WHAT THE EXERCISE ASKS. Scan the lines below for the string "Output" and report how many lines contain it, giving only the number.
+++
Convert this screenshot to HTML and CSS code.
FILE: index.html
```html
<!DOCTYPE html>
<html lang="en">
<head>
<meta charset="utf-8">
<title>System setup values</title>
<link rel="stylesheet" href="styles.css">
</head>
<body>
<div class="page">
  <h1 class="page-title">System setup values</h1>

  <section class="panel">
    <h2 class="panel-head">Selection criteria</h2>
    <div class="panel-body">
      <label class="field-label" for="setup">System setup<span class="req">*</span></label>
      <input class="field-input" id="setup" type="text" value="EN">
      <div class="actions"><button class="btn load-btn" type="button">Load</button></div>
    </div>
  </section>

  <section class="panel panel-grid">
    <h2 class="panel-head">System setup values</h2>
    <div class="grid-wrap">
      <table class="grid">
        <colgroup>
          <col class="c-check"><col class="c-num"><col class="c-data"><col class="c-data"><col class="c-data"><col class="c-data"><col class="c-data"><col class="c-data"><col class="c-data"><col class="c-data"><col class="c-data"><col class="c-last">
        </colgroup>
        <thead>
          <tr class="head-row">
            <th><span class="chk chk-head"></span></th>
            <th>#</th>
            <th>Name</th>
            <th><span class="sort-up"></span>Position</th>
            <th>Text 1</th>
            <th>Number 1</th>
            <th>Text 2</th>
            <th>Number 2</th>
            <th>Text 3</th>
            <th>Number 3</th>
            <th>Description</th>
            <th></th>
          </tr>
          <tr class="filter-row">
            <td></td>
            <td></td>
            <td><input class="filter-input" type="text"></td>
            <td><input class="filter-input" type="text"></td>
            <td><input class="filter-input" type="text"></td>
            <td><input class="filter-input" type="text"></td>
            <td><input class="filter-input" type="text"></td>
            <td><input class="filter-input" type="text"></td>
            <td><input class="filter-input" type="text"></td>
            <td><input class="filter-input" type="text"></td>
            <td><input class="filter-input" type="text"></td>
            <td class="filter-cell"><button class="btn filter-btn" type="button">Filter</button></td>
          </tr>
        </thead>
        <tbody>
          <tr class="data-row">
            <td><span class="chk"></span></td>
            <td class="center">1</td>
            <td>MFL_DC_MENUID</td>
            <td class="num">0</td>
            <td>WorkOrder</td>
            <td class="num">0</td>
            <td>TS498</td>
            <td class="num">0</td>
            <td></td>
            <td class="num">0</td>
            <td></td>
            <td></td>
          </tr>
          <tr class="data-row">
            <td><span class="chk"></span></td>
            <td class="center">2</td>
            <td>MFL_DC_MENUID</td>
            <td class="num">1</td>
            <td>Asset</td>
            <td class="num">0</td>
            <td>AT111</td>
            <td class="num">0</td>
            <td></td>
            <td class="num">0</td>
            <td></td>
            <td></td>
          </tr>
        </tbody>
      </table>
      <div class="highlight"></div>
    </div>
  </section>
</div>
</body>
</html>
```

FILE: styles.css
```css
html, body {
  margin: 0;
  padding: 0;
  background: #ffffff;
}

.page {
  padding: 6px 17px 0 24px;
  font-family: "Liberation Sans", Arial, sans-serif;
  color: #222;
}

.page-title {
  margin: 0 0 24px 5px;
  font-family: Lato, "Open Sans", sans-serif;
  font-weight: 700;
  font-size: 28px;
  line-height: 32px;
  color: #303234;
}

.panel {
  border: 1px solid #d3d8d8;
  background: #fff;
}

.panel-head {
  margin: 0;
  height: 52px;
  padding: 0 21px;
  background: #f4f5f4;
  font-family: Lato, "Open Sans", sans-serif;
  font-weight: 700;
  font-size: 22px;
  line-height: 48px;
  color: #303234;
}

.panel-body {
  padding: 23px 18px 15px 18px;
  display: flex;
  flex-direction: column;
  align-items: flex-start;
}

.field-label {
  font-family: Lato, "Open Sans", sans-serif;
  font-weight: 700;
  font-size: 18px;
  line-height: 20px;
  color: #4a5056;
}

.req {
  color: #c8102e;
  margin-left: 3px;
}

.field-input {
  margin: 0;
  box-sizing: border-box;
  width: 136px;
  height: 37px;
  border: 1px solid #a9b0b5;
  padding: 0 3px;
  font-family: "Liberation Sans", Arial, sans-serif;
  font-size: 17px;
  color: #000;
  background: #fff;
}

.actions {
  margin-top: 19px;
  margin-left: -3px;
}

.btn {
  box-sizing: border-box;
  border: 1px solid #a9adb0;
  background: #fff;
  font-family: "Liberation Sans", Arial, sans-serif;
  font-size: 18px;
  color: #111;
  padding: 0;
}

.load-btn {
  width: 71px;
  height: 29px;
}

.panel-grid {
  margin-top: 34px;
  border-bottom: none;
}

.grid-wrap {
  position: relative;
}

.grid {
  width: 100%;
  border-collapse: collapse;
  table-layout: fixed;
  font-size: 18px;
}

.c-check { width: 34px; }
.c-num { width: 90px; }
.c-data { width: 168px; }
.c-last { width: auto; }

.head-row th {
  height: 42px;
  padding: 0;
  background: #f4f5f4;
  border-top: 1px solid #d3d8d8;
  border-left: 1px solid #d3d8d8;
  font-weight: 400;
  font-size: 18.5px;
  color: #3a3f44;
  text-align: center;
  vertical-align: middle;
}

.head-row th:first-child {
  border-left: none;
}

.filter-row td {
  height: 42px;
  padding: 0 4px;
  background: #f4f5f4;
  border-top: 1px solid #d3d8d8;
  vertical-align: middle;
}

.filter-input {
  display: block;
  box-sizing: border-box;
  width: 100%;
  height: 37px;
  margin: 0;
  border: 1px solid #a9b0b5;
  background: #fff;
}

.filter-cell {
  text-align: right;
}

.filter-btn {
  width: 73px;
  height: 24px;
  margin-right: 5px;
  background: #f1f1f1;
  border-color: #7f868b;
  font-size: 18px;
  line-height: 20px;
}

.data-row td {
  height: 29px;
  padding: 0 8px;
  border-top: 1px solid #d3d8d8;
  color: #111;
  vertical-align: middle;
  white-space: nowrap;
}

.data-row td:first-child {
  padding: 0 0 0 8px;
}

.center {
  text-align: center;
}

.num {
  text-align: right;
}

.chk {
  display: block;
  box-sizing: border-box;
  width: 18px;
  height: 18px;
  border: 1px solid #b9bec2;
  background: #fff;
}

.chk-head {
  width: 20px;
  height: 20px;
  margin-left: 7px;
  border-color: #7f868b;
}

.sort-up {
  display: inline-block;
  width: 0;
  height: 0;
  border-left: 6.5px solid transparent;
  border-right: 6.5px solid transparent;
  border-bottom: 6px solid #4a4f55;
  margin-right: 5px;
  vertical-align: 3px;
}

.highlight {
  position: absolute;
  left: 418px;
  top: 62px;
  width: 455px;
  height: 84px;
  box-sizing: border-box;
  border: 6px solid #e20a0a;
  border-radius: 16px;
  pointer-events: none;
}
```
+++
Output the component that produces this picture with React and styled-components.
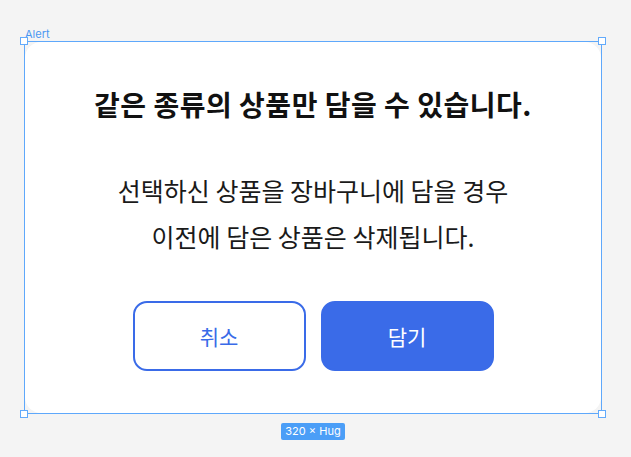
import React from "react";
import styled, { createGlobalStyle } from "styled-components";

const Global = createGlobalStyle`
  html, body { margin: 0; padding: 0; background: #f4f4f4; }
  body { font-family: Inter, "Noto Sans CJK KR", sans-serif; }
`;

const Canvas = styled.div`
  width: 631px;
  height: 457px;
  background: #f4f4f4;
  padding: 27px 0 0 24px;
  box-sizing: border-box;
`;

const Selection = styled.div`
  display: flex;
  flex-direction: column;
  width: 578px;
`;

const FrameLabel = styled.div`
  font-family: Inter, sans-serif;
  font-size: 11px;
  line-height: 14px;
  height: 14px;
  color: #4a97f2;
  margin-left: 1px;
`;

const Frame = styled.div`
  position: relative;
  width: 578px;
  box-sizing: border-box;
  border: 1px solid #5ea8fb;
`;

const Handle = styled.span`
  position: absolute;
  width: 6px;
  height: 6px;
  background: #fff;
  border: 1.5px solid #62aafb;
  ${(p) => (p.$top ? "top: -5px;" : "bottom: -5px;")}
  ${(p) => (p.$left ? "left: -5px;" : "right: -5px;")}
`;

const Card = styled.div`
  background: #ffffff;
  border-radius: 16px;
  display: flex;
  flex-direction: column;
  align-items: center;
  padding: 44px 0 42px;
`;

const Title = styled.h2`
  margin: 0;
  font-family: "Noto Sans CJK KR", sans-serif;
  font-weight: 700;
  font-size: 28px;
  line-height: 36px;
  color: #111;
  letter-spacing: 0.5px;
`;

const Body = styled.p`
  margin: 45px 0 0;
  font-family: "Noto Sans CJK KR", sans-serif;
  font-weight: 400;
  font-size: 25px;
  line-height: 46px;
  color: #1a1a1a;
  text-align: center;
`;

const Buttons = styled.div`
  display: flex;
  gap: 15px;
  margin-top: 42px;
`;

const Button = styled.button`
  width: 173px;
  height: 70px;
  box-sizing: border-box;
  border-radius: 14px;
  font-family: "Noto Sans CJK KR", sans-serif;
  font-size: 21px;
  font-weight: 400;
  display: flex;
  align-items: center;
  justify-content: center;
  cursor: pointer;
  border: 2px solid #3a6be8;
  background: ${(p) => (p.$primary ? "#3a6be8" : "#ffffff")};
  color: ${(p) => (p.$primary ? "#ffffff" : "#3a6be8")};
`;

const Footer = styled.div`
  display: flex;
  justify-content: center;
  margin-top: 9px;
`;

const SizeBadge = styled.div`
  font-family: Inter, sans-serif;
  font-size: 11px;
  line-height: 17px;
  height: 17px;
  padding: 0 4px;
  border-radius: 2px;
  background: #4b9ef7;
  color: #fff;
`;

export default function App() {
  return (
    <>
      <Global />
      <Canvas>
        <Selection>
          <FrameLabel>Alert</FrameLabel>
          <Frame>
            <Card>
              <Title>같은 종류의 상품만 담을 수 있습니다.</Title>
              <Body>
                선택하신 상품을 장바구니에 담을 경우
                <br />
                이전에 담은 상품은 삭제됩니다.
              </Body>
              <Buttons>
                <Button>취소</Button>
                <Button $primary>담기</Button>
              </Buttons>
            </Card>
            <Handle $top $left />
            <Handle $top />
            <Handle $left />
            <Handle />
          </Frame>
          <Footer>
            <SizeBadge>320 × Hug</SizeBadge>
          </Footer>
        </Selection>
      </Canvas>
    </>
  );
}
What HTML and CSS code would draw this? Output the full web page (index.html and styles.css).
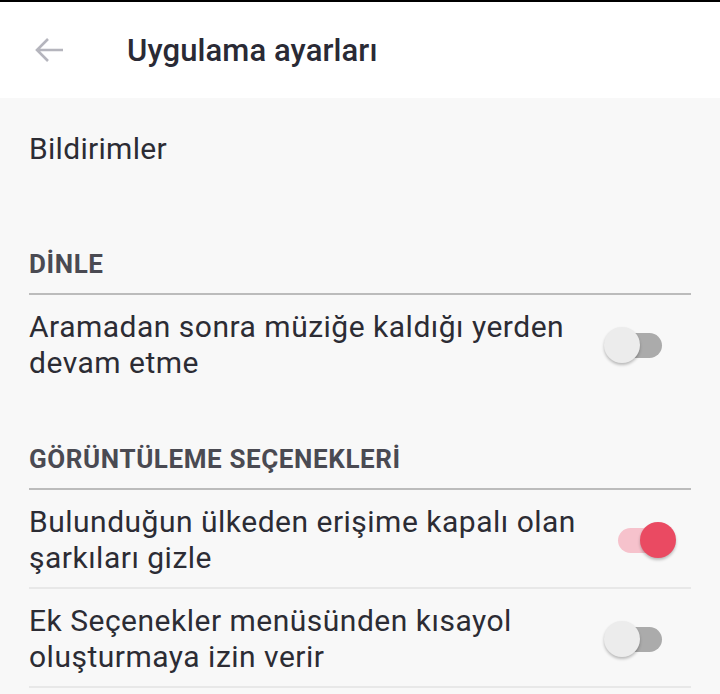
+++
COMPLETE ANSWER. 2